_Instructions for the task_. Print each line of the listing once more, precisely as given.

_Source material_.
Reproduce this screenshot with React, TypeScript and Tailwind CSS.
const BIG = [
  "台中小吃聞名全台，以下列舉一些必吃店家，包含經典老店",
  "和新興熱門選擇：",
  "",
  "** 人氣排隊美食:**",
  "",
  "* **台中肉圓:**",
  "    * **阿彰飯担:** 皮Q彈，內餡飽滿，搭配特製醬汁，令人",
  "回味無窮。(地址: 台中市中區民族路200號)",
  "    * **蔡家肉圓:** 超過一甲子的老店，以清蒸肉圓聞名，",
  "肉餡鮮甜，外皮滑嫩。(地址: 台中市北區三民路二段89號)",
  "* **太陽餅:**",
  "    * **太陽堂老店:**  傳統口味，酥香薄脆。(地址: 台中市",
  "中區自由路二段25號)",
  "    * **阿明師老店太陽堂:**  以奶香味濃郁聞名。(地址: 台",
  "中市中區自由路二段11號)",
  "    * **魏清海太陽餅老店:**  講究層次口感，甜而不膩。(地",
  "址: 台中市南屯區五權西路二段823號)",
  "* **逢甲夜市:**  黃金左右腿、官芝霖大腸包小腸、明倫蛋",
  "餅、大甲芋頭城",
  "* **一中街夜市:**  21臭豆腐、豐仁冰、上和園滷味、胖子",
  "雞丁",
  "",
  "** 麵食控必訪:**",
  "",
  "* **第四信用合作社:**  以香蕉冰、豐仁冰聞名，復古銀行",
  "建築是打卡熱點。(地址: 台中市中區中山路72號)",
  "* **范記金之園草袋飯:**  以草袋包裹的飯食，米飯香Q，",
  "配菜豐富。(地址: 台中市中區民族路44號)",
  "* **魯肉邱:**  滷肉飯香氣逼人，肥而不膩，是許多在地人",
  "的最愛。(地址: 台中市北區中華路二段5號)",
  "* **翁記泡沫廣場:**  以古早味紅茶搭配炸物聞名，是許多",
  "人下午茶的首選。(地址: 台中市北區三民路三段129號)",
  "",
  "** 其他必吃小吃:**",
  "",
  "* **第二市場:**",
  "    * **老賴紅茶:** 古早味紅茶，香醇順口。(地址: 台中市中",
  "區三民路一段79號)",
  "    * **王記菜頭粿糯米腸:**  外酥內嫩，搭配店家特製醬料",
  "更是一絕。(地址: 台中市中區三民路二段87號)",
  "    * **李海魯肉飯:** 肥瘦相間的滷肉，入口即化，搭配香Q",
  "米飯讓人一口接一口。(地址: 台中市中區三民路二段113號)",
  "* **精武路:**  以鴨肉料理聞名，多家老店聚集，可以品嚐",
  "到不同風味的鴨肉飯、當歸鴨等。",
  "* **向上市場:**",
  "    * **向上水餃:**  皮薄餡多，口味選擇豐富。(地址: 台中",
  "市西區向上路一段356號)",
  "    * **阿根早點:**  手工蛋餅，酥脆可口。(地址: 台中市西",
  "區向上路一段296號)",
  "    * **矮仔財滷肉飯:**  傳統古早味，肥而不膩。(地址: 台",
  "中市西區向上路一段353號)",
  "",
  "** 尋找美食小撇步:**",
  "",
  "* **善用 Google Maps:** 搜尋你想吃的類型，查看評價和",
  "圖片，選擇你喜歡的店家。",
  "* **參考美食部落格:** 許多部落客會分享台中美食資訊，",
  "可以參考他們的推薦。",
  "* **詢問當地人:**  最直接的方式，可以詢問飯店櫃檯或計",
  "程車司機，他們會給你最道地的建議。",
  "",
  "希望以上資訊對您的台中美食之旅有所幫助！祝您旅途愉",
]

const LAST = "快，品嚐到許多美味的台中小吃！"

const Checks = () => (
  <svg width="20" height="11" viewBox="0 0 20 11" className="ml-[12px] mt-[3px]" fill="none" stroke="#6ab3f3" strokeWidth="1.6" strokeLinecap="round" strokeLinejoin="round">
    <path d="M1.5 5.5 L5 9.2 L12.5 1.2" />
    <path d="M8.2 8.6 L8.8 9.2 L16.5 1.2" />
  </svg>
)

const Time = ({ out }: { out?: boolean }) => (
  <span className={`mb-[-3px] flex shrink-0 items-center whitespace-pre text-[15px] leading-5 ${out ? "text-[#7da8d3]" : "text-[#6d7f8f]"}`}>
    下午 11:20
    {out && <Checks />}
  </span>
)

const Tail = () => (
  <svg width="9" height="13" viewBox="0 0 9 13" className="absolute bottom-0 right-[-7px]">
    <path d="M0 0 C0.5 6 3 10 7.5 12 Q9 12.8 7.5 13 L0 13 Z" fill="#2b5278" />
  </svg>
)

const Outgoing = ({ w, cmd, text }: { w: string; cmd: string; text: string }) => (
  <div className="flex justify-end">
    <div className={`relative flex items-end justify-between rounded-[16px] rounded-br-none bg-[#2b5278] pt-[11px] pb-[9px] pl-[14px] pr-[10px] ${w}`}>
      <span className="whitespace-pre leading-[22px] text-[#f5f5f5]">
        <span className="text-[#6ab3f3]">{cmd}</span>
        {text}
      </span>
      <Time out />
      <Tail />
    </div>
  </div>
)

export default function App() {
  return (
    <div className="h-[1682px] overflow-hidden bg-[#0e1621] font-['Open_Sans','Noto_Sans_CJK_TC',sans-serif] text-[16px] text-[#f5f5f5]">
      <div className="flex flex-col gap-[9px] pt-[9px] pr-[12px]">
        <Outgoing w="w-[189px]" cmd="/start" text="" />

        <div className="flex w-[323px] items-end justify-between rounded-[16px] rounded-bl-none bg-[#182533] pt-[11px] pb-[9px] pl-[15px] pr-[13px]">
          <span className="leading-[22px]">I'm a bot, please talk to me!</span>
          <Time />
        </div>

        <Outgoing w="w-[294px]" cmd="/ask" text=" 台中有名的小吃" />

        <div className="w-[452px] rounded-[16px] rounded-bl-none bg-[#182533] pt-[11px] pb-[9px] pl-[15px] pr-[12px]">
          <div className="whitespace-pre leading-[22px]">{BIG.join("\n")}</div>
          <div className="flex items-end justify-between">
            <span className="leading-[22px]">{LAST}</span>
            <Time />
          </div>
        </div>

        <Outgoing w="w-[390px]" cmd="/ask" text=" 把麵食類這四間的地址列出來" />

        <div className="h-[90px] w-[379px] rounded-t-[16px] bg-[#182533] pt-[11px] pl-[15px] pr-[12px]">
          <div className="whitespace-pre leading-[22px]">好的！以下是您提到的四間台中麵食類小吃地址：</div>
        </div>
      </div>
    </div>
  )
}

_Correct output_.
Reproduce this screenshot with React, TypeScript and Tailwind CSS.
const BIG = [
  "台中小吃聞名全台，以下列舉一些必吃店家，包含經典老店",
  "和新興熱門選擇：",
  "",
  "** 人氣排隊美食:**",
  "",
  "* **台中肉圓:**",
  "    * **阿彰飯担:** 皮Q彈，內餡飽滿，搭配特製醬汁，令人",
  "回味無窮。(地址: 台中市中區民族路200號)",
  "    * **蔡家肉圓:** 超過一甲子的老店，以清蒸肉圓聞名，",
  "肉餡鮮甜，外皮滑嫩。(地址: 台中市北區三民路二段89號)",
  "* **太陽餅:**",
  "    * **太陽堂老店:**  傳統口味，酥香薄脆。(地址: 台中市",
  "中區自由路二段25號)",
  "    * **阿明師老店太陽堂:**  以奶香味濃郁聞名。(地址: 台",
  "中市中區自由路二段11號)",
  "    * **魏清海太陽餅老店:**  講究層次口感，甜而不膩。(地",
  "址: 台中市南屯區五權西路二段823號)",
  "* **逢甲夜市:**  黃金左右腿、官芝霖大腸包小腸、明倫蛋",
  "餅、大甲芋頭城",
  "* **一中街夜市:**  21臭豆腐、豐仁冰、上和園滷味、胖子",
  "雞丁",
  "",
  "** 麵食控必訪:**",
  "",
  "* **第四信用合作社:**  以香蕉冰、豐仁冰聞名，復古銀行",
  "建築是打卡熱點。(地址: 台中市中區中山路72號)",
  "* **范記金之園草袋飯:**  以草袋包裹的飯食，米飯香Q，",
  "配菜豐富。(地址: 台中市中區民族路44號)",
  "* **魯肉邱:**  滷肉飯香氣逼人，肥而不膩，是許多在地人",
  "的最愛。(地址: 台中市北區中華路二段5號)",
  "* **翁記泡沫廣場:**  以古早味紅茶搭配炸物聞名，是許多",
  "人下午茶的首選。(地址: 台中市北區三民路三段129號)",
  "",
  "** 其他必吃小吃:**",
  "",
  "* **第二市場:**",
  "    * **老賴紅茶:** 古早味紅茶，香醇順口。(地址: 台中市中",
  "區三民路一段79號)",
  "    * **王記菜頭粿糯米腸:**  外酥內嫩，搭配店家特製醬料",
  "更是一絕。(地址: 台中市中區三民路二段87號)",
  "    * **李海魯肉飯:** 肥瘦相間的滷肉，入口即化，搭配香Q",
  "米飯讓人一口接一口。(地址: 台中市中區三民路二段113號)",
  "* **精武路:**  以鴨肉料理聞名，多家老店聚集，可以品嚐",
  "到不同風味的鴨肉飯、當歸鴨等。",
  "* **向上市場:**",
  "    * **向上水餃:**  皮薄餡多，口味選擇豐富。(地址: 台中",
  "市西區向上路一段356號)",
  "    * **阿根早點:**  手工蛋餅，酥脆可口。(地址: 台中市西",
  "區向上路一段296號)",
  "    * **矮仔財滷肉飯:**  傳統古早味，肥而不膩。(地址: 台",
  "中市西區向上路一段353號)",
  "",
  "** 尋找美食小撇步:**",
  "",
  "* **善用 Google Maps:** 搜尋你想吃的類型，查看評價和",
  "圖片，選擇你喜歡的店家。",
  "* **參考美食部落格:** 許多部落客會分享台中美食資訊，",
  "可以參考他們的推薦。",
  "* **詢問當地人:**  最直接的方式，可以詢問飯店櫃檯或計",
  "程車司機，他們會給你最道地的建議。",
  "",
  "希望以上資訊對您的台中美食之旅有所幫助！祝您旅途愉",
]

const LAST = "快，品嚐到許多美味的台中小吃！"

const Checks = () => (
  <svg width="20" height="11" viewBox="0 0 20 11" className="ml-[12px] mt-[3px]" fill="none" stroke="#6ab3f3" strokeWidth="1.6" strokeLinecap="round" strokeLinejoin="round">
    <path d="M1.5 5.5 L5 9.2 L12.5 1.2" />
    <path d="M8.2 8.6 L8.8 9.2 L16.5 1.2" />
  </svg>
)

const Time = ({ out }: { out?: boolean }) => (
  <span className={`mb-[-3px] flex shrink-0 items-center whitespace-pre text-[15px] leading-5 ${out ? "text-[#7da8d3]" : "text-[#6d7f8f]"}`}>
    下午 11:20
    {out && <Checks />}
  </span>
)

const Tail = () => (
  <svg width="9" height="13" viewBox="0 0 9 13" className="absolute bottom-0 right-[-7px]">
    <path d="M0 0 C0.5 6 3 10 7.5 12 Q9 12.8 7.5 13 L0 13 Z" fill="#2b5278" />
  </svg>
)

const Outgoing = ({ w, cmd, text }: { w: string; cmd: string; text: string }) => (
  <div className="flex justify-end">
    <div className={`relative flex items-end justify-between rounded-[16px] rounded-br-none bg-[#2b5278] pt-[11px] pb-[9px] pl-[14px] pr-[10px] ${w}`}>
      <span className="whitespace-pre leading-[22px] text-[#f5f5f5]">
        <span className="text-[#6ab3f3]">{cmd}</span>
        {text}
      </span>
      <Time out />
      <Tail />
    </div>
  </div>
)

export default function App() {
  return (
    <div className="h-[1682px] overflow-hidden bg-[#0e1621] font-['Open_Sans','Noto_Sans_CJK_TC',sans-serif] text-[16px] text-[#f5f5f5]">
      <div className="flex flex-col gap-[9px] pt-[9px] pr-[12px]">
        <Outgoing w="w-[189px]" cmd="/start" text="" />

        <div className="flex w-[323px] items-end justify-between rounded-[16px] rounded-bl-none bg-[#182533] pt-[11px] pb-[9px] pl-[15px] pr-[13px]">
          <span className="leading-[22px]">I'm a bot, please talk to me!</span>
          <Time />
        </div>

        <Outgoing w="w-[294px]" cmd="/ask" text=" 台中有名的小吃" />

        <div className="w-[452px] rounded-[16px] rounded-bl-none bg-[#182533] pt-[11px] pb-[9px] pl-[15px] pr-[12px]">
          <div className="whitespace-pre leading-[22px]">{BIG.join("\n")}</div>
          <div className="flex items-end justify-between">
            <span className="leading-[22px]">{LAST}</span>
            <Time />
          </div>
        </div>

        <Outgoing w="w-[390px]" cmd="/ask" text=" 把麵食類這四間的地址列出來" />

        <div className="h-[90px] w-[379px] rounded-t-[16px] bg-[#182533] pt-[11px] pl-[15px] pr-[12px]">
          <div className="whitespace-pre leading-[22px]">好的！以下是您提到的四間台中麵食類小吃地址：</div>
        </div>
      </div>
    </div>
  )
}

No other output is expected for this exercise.